+++ Data listing

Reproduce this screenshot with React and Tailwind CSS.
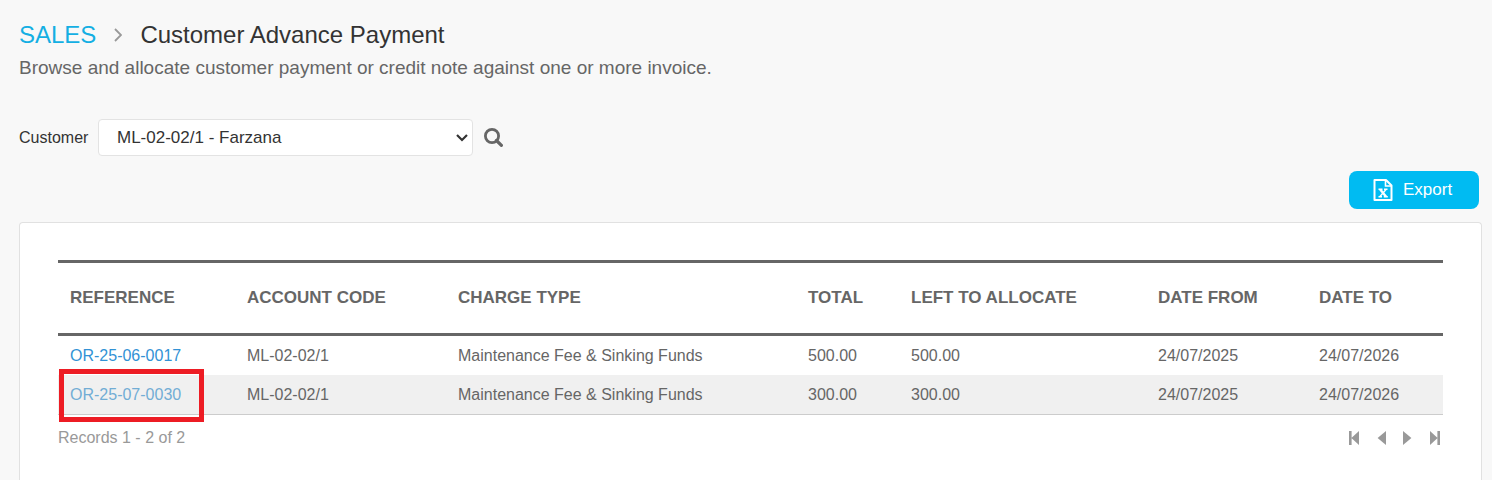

++++++
+++ Data listing

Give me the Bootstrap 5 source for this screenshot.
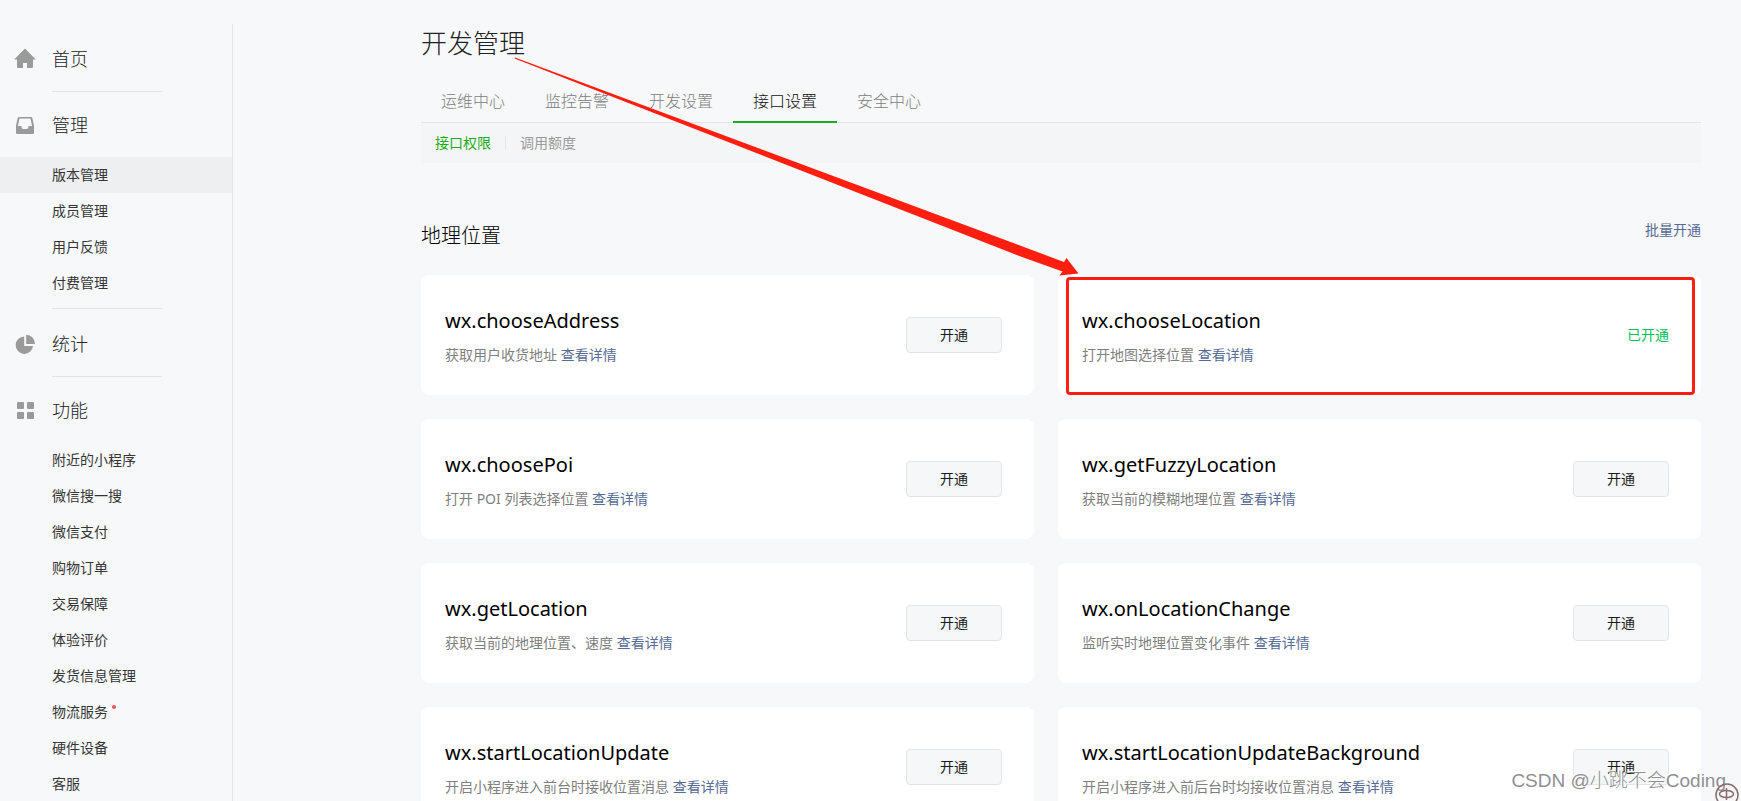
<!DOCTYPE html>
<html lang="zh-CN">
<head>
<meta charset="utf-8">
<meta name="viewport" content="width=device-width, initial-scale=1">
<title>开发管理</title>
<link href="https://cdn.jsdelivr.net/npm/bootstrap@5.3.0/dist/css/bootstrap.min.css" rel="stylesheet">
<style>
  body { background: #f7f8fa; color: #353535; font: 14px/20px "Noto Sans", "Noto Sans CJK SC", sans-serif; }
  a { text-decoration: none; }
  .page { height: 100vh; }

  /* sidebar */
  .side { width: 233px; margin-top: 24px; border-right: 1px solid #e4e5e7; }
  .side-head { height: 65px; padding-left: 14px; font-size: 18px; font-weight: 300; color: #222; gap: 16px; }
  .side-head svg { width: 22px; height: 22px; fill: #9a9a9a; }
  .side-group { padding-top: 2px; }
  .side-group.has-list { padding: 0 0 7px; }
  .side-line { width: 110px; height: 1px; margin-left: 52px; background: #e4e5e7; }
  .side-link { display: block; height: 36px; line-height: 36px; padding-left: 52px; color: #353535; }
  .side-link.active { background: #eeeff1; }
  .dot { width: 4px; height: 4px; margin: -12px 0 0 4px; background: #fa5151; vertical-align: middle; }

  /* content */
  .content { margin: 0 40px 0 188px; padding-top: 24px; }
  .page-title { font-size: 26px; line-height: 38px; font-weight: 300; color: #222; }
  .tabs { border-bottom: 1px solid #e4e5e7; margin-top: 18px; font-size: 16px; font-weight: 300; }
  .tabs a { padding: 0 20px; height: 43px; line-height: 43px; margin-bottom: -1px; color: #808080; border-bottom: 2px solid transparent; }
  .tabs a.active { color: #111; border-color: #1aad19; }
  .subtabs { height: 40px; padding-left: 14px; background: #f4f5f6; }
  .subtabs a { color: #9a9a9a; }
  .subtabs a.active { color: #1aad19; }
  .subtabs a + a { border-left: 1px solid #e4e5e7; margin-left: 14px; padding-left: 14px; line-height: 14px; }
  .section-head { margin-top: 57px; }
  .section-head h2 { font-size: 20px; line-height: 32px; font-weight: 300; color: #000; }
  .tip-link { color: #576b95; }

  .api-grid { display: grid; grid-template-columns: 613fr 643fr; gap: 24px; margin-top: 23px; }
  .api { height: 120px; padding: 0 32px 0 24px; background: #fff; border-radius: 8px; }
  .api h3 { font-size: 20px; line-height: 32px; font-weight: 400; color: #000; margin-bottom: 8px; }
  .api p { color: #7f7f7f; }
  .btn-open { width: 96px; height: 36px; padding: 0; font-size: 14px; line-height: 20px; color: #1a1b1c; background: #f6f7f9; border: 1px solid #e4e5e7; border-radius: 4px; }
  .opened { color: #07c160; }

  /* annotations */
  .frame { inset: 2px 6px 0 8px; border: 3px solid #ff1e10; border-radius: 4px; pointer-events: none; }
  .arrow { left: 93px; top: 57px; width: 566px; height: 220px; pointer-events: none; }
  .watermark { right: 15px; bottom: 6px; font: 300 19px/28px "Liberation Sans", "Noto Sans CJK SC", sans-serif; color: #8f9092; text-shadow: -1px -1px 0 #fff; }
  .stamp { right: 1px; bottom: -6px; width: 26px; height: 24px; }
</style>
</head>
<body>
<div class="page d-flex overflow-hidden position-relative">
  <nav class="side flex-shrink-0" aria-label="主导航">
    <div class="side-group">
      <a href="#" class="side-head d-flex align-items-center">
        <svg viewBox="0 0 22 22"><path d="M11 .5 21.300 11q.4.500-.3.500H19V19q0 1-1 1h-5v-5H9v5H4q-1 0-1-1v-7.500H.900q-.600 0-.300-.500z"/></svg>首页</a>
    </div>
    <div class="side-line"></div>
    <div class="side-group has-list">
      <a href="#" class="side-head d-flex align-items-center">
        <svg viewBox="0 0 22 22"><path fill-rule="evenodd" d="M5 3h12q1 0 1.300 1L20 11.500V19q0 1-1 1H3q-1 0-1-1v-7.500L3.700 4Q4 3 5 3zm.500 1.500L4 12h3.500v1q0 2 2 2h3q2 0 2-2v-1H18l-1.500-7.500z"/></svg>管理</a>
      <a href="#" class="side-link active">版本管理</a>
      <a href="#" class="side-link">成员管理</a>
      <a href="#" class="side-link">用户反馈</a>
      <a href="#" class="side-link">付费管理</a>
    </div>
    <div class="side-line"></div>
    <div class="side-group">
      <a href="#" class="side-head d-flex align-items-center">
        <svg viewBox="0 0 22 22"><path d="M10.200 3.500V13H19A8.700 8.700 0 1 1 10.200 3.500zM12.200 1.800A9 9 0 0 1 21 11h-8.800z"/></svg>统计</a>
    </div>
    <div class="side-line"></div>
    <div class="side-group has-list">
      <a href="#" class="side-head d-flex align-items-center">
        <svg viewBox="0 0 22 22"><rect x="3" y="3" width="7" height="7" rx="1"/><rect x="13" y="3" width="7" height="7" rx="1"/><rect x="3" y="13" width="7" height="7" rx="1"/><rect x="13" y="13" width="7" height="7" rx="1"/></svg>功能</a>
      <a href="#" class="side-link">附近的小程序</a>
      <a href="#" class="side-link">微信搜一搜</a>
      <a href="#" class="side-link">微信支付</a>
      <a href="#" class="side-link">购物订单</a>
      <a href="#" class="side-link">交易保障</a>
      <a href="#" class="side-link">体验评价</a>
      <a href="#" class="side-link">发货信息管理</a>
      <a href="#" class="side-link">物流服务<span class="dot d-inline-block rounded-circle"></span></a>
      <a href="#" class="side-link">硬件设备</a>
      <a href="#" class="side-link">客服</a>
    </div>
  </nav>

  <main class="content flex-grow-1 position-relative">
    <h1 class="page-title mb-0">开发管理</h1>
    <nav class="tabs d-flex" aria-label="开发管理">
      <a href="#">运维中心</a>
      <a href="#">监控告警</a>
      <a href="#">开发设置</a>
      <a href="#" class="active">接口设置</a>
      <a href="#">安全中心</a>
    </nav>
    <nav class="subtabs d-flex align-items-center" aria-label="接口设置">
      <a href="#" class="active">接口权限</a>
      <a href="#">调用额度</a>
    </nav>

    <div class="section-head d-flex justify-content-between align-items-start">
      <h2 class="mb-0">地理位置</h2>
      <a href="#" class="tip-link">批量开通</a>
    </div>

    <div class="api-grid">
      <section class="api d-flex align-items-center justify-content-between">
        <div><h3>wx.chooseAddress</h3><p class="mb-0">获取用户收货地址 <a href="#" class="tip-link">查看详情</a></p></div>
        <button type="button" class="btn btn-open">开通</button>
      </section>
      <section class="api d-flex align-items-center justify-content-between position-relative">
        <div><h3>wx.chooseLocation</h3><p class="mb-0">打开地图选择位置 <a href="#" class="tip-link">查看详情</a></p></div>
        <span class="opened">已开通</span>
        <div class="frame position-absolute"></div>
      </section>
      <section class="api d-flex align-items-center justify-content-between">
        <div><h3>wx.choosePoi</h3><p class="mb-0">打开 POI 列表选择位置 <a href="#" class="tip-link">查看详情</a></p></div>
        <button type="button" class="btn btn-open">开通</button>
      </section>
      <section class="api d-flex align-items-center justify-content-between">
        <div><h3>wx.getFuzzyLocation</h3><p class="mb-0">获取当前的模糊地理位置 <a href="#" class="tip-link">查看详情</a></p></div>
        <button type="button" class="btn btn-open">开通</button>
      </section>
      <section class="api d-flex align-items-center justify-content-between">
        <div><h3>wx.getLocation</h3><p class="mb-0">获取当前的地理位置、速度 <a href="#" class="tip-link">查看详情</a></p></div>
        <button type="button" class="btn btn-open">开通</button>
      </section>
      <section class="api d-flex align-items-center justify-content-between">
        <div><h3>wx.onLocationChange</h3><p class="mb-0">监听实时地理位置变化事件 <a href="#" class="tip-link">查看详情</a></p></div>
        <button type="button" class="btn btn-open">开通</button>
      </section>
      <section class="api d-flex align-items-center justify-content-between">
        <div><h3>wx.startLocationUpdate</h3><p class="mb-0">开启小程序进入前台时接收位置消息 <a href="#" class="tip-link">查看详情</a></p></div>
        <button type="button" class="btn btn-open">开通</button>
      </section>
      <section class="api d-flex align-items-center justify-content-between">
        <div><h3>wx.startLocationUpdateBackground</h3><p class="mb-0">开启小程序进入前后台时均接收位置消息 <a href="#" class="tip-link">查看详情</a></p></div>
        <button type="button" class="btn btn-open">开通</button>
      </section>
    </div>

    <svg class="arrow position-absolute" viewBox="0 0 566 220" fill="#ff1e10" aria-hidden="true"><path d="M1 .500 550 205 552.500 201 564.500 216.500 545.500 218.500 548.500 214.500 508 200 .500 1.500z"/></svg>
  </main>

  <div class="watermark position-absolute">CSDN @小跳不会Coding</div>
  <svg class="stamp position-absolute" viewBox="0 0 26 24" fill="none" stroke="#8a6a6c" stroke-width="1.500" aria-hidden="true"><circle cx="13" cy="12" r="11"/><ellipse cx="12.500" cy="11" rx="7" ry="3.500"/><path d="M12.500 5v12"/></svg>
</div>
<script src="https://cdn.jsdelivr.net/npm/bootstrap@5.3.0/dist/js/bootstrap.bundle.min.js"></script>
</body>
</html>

++++++

## Requirements
Find the string "this" in the listing and return every line that holds it.

## Correct output
Reproduce this screenshot with React and Tailwind CSS.
Give me the Bootstrap 5 source for this screenshot.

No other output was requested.